Is it time for the Border Crossing statue to emigrate to a new location?

Arthur Danto, American art critic and philosopher, argues that in order for a piece of work to be considered art it must satisfy the following criteria: it has to have a subject that projects an attitude or point of view that engages an audience’s participation into filling in what is missing within the art. The work in question also requires an art historical context.

“Border Crossing,” the massive sculpture in the center of the main campus, does not fulfill all of these criteria and should be removed.

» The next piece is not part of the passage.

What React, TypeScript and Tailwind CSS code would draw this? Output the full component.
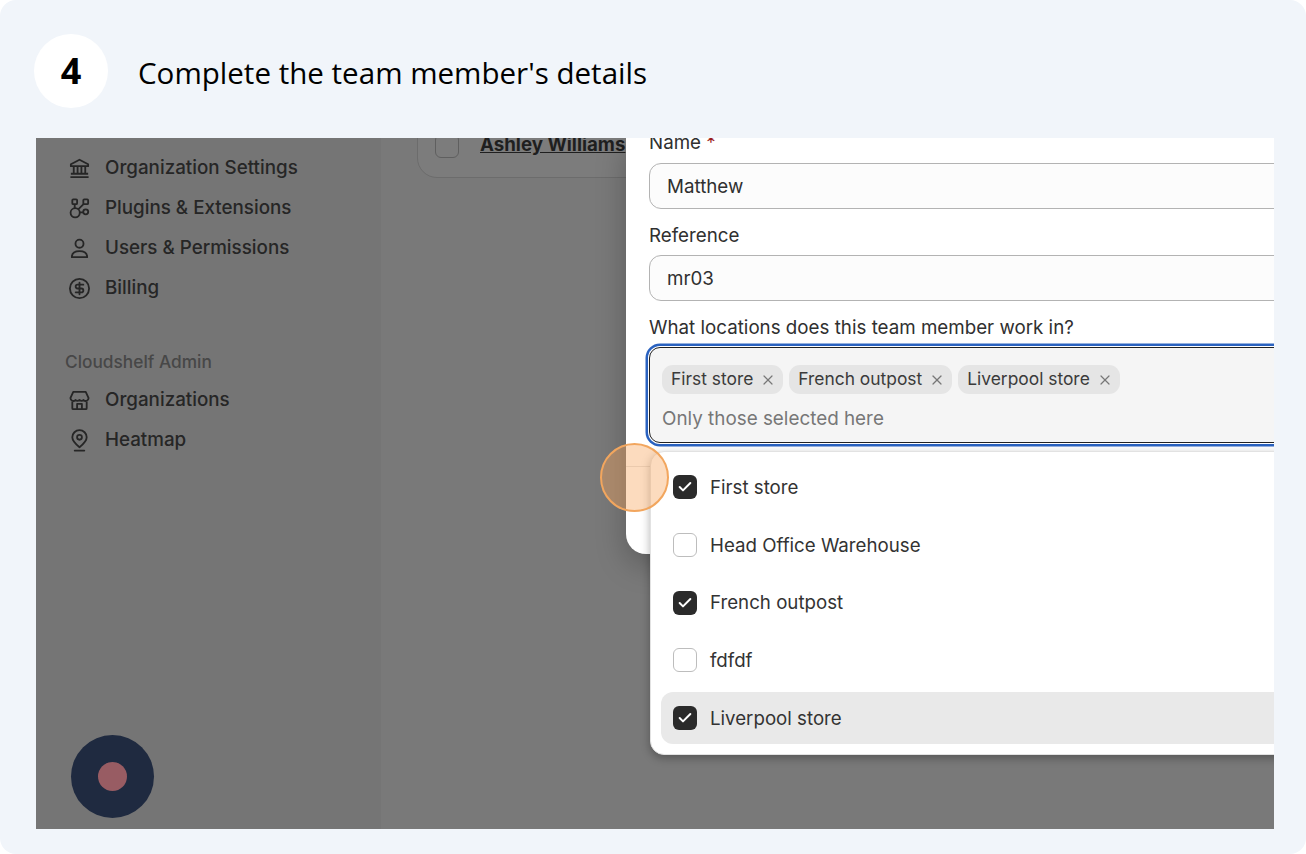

“Border Crossing” is a familiar image between the MS building and the Sombrilla. The statue of a Mexican migrant family traveling across the Rio Grande into the United States has stood in the central plaza since 1996. It was erected during UTSA’s art commission project to bring art to the campus under former President Samuel Kirkpatrick.

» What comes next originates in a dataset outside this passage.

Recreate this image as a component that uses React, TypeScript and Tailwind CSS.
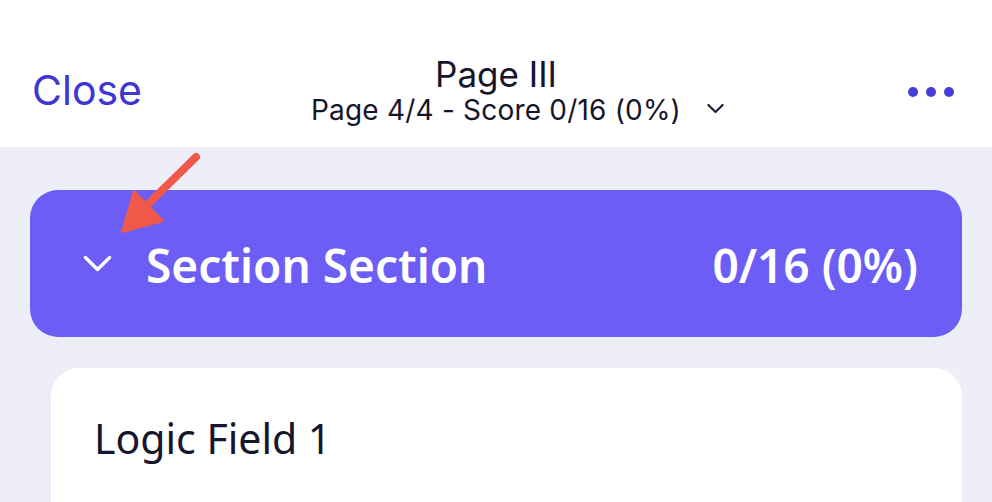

The piece has been controversial since its erection, even provoking the College Republicans into bringing a resolution to the Student Government Association in 2006 to remove the statue as a part of the university’s beautification.

But does the statue meet Danto’s criteria? Yes, but only in part. The piece has a subject and a point of view.

Artist Luis Jimenez created “Border Crossing” and dedicated the piece to his father who crossed the Rio Grande into the United States in 1922. It represents the struggle for a better life, no matter what form it takes. The statue has a subject.

But “Border Crossing” misses the mark in its inability to engage an audience. The figures are not aesthetically pleasing and blend into the surrounding buildings. In the past, it might have been a site for protests, but now it is a little more than an obstruction in the walkway. UTSA has outgrown “Border Crossing.” None of the other criteria matter if the statue has become invisible.

“Border Crossing” has outlived its usefulness. It should be replaced with more engaging public art.